Well, I first got mine in 1990. As a freshly minted software engineer, I worked in a telecom lab in New Delhi where I was given my first email account.

I wanted to go for higher education so I sent an electronic mail to Dr. Lee White, the head of computer science at Case Western Reserve University in Ohio.

When I arrived at work the next morning and logged in at my terminal, Dr. White’s reply was waiting for me. He had answered my questions and encouraged me to apply for grad school.

It felt like magic. Sending a message 8000 miles and receiving a reply back in a short time, even with a ten-and-a-half hour time difference.

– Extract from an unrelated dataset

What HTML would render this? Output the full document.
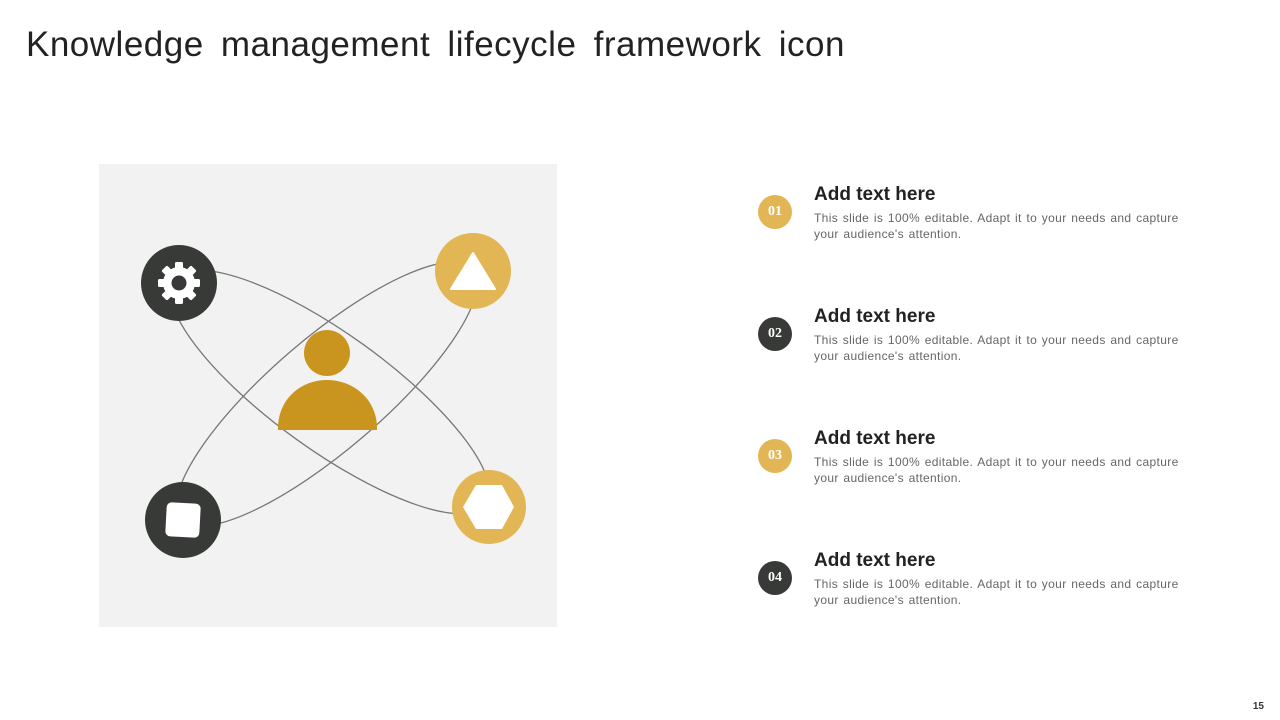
<!DOCTYPE html>
<html><head><meta charset="utf-8"><style>
body{margin:0;width:1280px;height:720px;background:#fff;position:relative;font-family:"Liberation Sans",sans-serif;overflow:hidden}
h1{position:absolute;left:26px;top:25px;margin:0;font-weight:normal;font-size:35px;color:#222;letter-spacing:0.5px;word-spacing:7px;white-space:nowrap}
.item{position:absolute;left:758px}
.num{position:absolute;left:0;width:34px;height:34px;border-radius:50%;color:#fff;font-family:"Liberation Serif",serif;font-weight:bold;font-size:14px;text-align:center;line-height:34px}
.t{position:absolute;left:56px;top:0;font-weight:bold;font-size:19px;color:#222;white-space:nowrap}
.d{position:absolute;left:56px;top:26px;width:372px;font-size:12px;line-height:16px;color:#666;word-spacing:1px;letter-spacing:0.35px}
.pg{position:absolute;right:16px;top:701px;font-size:10px;font-weight:bold;color:#333}
</style></head><body>
<h1>Knowledge management lifecycle framework icon</h1>
<svg width="1280" height="720" style="position:absolute;left:0;top:0">
<rect x="99" y="164" width="458" height="463" fill="#f2f2f2"/>
<g fill="none" stroke="#777" stroke-width="1.3">
<ellipse cx="330" cy="392" rx="192" ry="58" transform="rotate(35.8 330 392)"/>
<ellipse cx="327" cy="394" rx="192" ry="56" transform="rotate(-40.6 327 394)"/>
</g>
<circle cx="179" cy="283" r="38" fill="#383a38"/>
<g transform="translate(179 283)" fill="#fff">
<circle r="16"/>
<g id="tooth"><rect x="-4" y="-21" width="8" height="9" rx="1.5"/></g>
<use href="#tooth" transform="rotate(45)"/><use href="#tooth" transform="rotate(90)"/><use href="#tooth" transform="rotate(135)"/><use href="#tooth" transform="rotate(180)"/><use href="#tooth" transform="rotate(225)"/><use href="#tooth" transform="rotate(270)"/><use href="#tooth" transform="rotate(315)"/>
<circle r="7.5" fill="#383a38"/>
</g>
<circle cx="473" cy="271" r="38" fill="#e2b655"/>
<polygon points="473,253 495,289 451,289" fill="#fff" stroke="#fff" stroke-width="2" stroke-linejoin="round"/>
<circle cx="183" cy="520" r="38" fill="#383a38"/>
<rect x="166" y="503" width="34" height="34" rx="5" fill="#fff" transform="rotate(3 183 520)"/>
<circle cx="489" cy="507" r="37" fill="#e2b655"/>
<polygon points="476,485 502,485 514,507 502,529 476,529 463,507" fill="#fff"/>
<circle cx="327" cy="353" r="23" fill="#c9951e"/>
<path d="M278 428 C278 400 300 380 327 380 C354 380 377 400 377 428 L377 430 L278 430 Z" fill="#c9951e"/>
</svg>
<div class="item" style="top:184px"><div class="num" style="top:11px;background:#e2b655">01</div><div class="t">Add text here</div><div class="d">This slide is 100% editable. Adapt it to your needs and capture your audience's attention.</div></div>
<div class="item" style="top:306px"><div class="num" style="top:11px;background:#383a38">02</div><div class="t">Add text here</div><div class="d">This slide is 100% editable. Adapt it to your needs and capture your audience's attention.</div></div>
<div class="item" style="top:428px"><div class="num" style="top:11px;background:#e2b655">03</div><div class="t">Add text here</div><div class="d">This slide is 100% editable. Adapt it to your needs and capture your audience's attention.</div></div>
<div class="item" style="top:550px"><div class="num" style="top:11px;background:#383a38">04</div><div class="t">Add text here</div><div class="d">This slide is 100% editable. Adapt it to your needs and capture your audience's attention.</div></div>
<div class="pg">15</div>
</body></html>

Electronic mail became e-mail, which became email, which simplified further to just mail. Now, we use the retronym snail mail to differentiate it from electronic communications.

But there are many kinds of mails:
  • Email and postal mail, from Old French malle (bag)
  • Chain mail, an armor made of interlinked rings, from Old French maile (loop)
  • Blackmail, from Middle English male (rent or tribute)
These three types of mails are homonyms -- they have the same spelling and pronunciation -- but they are distinct words with distinct origins.

This week we’ll explore words that relate to one or more senses of the word mail.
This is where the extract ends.